The question of whether a community association can be held liable for errant shot damage or physical injury is dependent on several factors. If approached from a safety perspective, it is well-settled that a community association is charged with a duty of protection from foreseeable common element danger. Such duty arises because an association is usually held to a landlord’s standard of care regarding the common elements in its control. Additionally, the duty to protect against flying golf balls can also be compared to an association’s duty to protect its residents and invitees from foreseeable criminal acts.
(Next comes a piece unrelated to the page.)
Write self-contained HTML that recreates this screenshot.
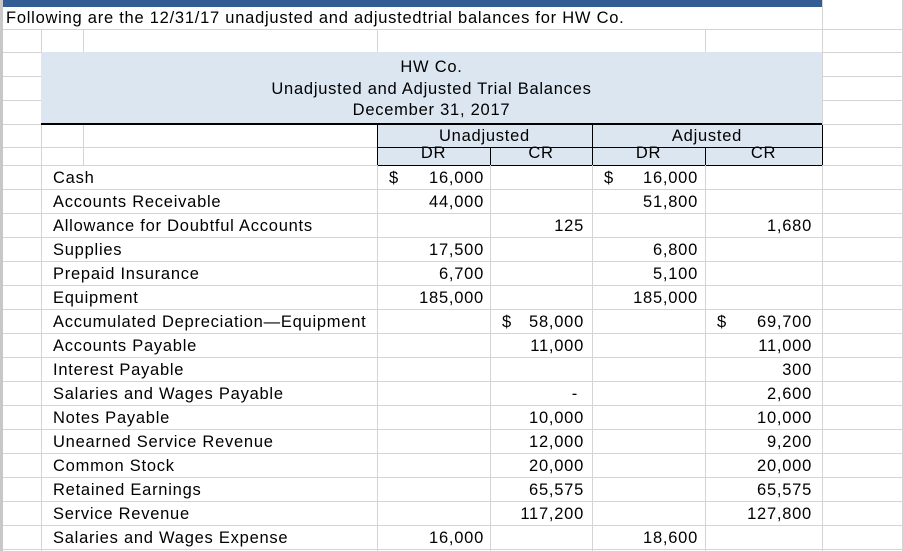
<!DOCTYPE html>
<html><head><meta charset="utf-8"><style>
*{margin:0;padding:0;box-sizing:border-box}
body{width:903px;height:551px;background:#fff;position:relative;overflow:hidden;font-family:"Liberation Sans",sans-serif;font-size:16.5px;letter-spacing:0.75px;color:#000}
.h{position:absolute;height:1px;background:#d4d4d4}
.v{position:absolute;width:1px;background:#d4d4d4}
.t{position:absolute;white-space:nowrap;line-height:24px}
.r{position:absolute;white-space:nowrap;line-height:24px;text-align:right}
.c{position:absolute;white-space:nowrap;text-align:center}
</style></head><body>
<div style="position:absolute;left:0;top:0;width:3px;height:551px;background:#c8c8c8"></div>
<div style="position:absolute;left:3px;top:0;width:819px;height:7px;background:#325d95"></div>
<div class="v" style="left:902px;top:0;height:551px"></div>
<div class="v" style="left:822px;top:0;height:551px"></div>
<div class="h" style="left:3px;top:29px;width:900px"></div>
<div class="t" style="left:6px;top:6px">Following are the 12/31/17 unadjusted and adjustedtrial balances for HW Co.</div>
<div class="v" style="left:41px;top:29px;height:522px"></div>
<div class="v" style="left:83px;top:29px;height:23px"></div>
<div class="v" style="left:377px;top:29px;height:23px"></div>
<div class="v" style="left:705px;top:29px;height:23px"></div>
<div class="h" style="left:3px;top:52px;width:900px"></div>
<div class="h" style="left:3px;top:76px;width:38px"></div>
<div class="h" style="left:3px;top:100px;width:38px"></div>
<div class="h" style="left:822px;top:76px;width:81px"></div>
<div class="h" style="left:822px;top:100px;width:81px"></div>
<div class="h" style="left:3px;top:124px;width:900px"></div>
<div class="h" style="left:3px;top:147px;width:900px"></div>
<div style="position:absolute;left:41px;top:52px;width:781px;height:72px;background:#dce6f1"></div>
<div class="c" style="left:41px;top:56px;width:781px;line-height:22px">HW Co.</div>
<div class="c" style="left:41px;top:78px;width:781px;line-height:22px">Unadjusted and Adjusted Trial Balances</div>
<div class="c" style="left:41px;top:99px;width:781px;line-height:22px">December 31, 2017</div>
<div style="position:absolute;left:41px;top:123px;width:781px;height:2px;background:#000"></div>
<div class="v" style="left:83px;top:125px;height:40px"></div>
<div style="position:absolute;left:377px;top:125px;width:446px;height:41px;background:#dce6f1;border:1px solid #000;border-top:none"></div>
<div style="position:absolute;left:377px;top:147px;width:446px;height:1px;background:#000"></div>
<div style="position:absolute;left:592px;top:125px;width:1px;height:40px;background:#000"></div>
<div style="position:absolute;left:490px;top:147px;width:1px;height:18px;background:#000"></div>
<div style="position:absolute;left:705px;top:147px;width:1px;height:18px;background:#000"></div>
<div class="c" style="left:377px;top:125px;width:215px;line-height:22px">Unadjusted</div>
<div class="c" style="left:592px;top:125px;width:230px;line-height:22px">Adjusted</div>
<div class="c" style="left:377px;top:143px;width:113px;line-height:20px">DR</div>
<div class="c" style="left:490px;top:143px;width:102px;line-height:20px">CR</div>
<div class="c" style="left:592px;top:143px;width:113px;line-height:20px">DR</div>
<div class="c" style="left:705px;top:143px;width:117px;line-height:20px">CR</div>
<div class="v" style="left:377px;top:165px;height:386px"></div>
<div class="v" style="left:490px;top:165px;height:386px"></div>
<div class="v" style="left:592px;top:165px;height:386px"></div>
<div class="v" style="left:705px;top:165px;height:386px"></div>
<div id="g"></div>
<script>
var rows=[
["Cash","$|16,000","","$|16,000",""],
["Accounts Receivable","44,000","","51,800",""],
["Allowance for Doubtful Accounts","","125","","1,680"],
["Supplies","17,500","","6,800",""],
["Prepaid Insurance","6,700","","5,100",""],
["Equipment","185,000","","185,000",""],
["Accumulated Depreciation\u2014Equipment","","$|58,000","","$|69,700"],
["Accounts Payable","","11,000","","11,000"],
["Interest Payable","","","","300"],
["Salaries and Wages Payable","","-","","2,600"],
["Notes Payable","","10,000","","10,000"],
["Unearned Service Revenue","","12,000","","9,200"],
["Common Stock","","20,000","","20,000"],
["Retained Earnings","","65,575","","65,575"],
["Service Revenue","","117,200","","127,800"],
["Salaries and Wages Expense","16,000","","18,600",""]];
var cols=[[377,483],[490,583],[592,697],[705,811]];
var h="";
h+='<div class="h" style="left:3px;top:165px;width:374px"></div><div class="h" style="left:822px;top:165px;width:81px"></div>';
for(var i=0;i<rows.length;i++){var y=165+i*24;
 h+='<div class="h" style="left:3px;top:'+(y+24)+'px;width:900px"></div>';
 h+='<div class="t" style="left:53px;top:'+(y+1)+'px">'+rows[i][0]+'</div>';
 for(var j=0;j<4;j++){var v=rows[i][j+1];if(!v)continue;
  if(v.indexOf("$|")==0){h+='<div class="t" style="left:'+(cols[j][0]+12)+'px;top:'+(y+1)+'px">$</div>';v=v.slice(2);}
  if(v=="-"){h+='<div class="r" style="left:0;width:'+(cols[j][1]-5)+'px;top:'+(y+1)+'px">-</div>';continue;}
  h+='<div class="r" style="left:0;width:'+(cols[j][1]+1)+'px;top:'+(y+1)+'px">'+v+'</div>';}
}
document.getElementById("g").innerHTML=h;
</script>
</body></html>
Based on all of this, community associations are not automatically insulated from liability regarding errant golf balls. The potential for significant liability does exist. As such, an association’s governing documents and marketing materials should clearly provide that the association cannot be held liable for any damage or injury caused by golf balls hit from a community, or adjacent course. The disclaimer should also be included on the face of an association’s website and in periodic newsletters as well.

Finally, if an association is aware of errant golf balls flying into the community, it should also display signs to warn of the issue, given that the “open and obvious nature” of such a hazard may not always suffice to discharge an association of its duty to warn its membership and invitees of foreseeable potential harm. But, warnings do not necessarily discharge an association from maintaining its property in a reasonably safe condition. Thus, even if an association places warning signs regarding errant golf balls, it still has a duty to try to alleviate any known problems, in an effort to keep its premises safe.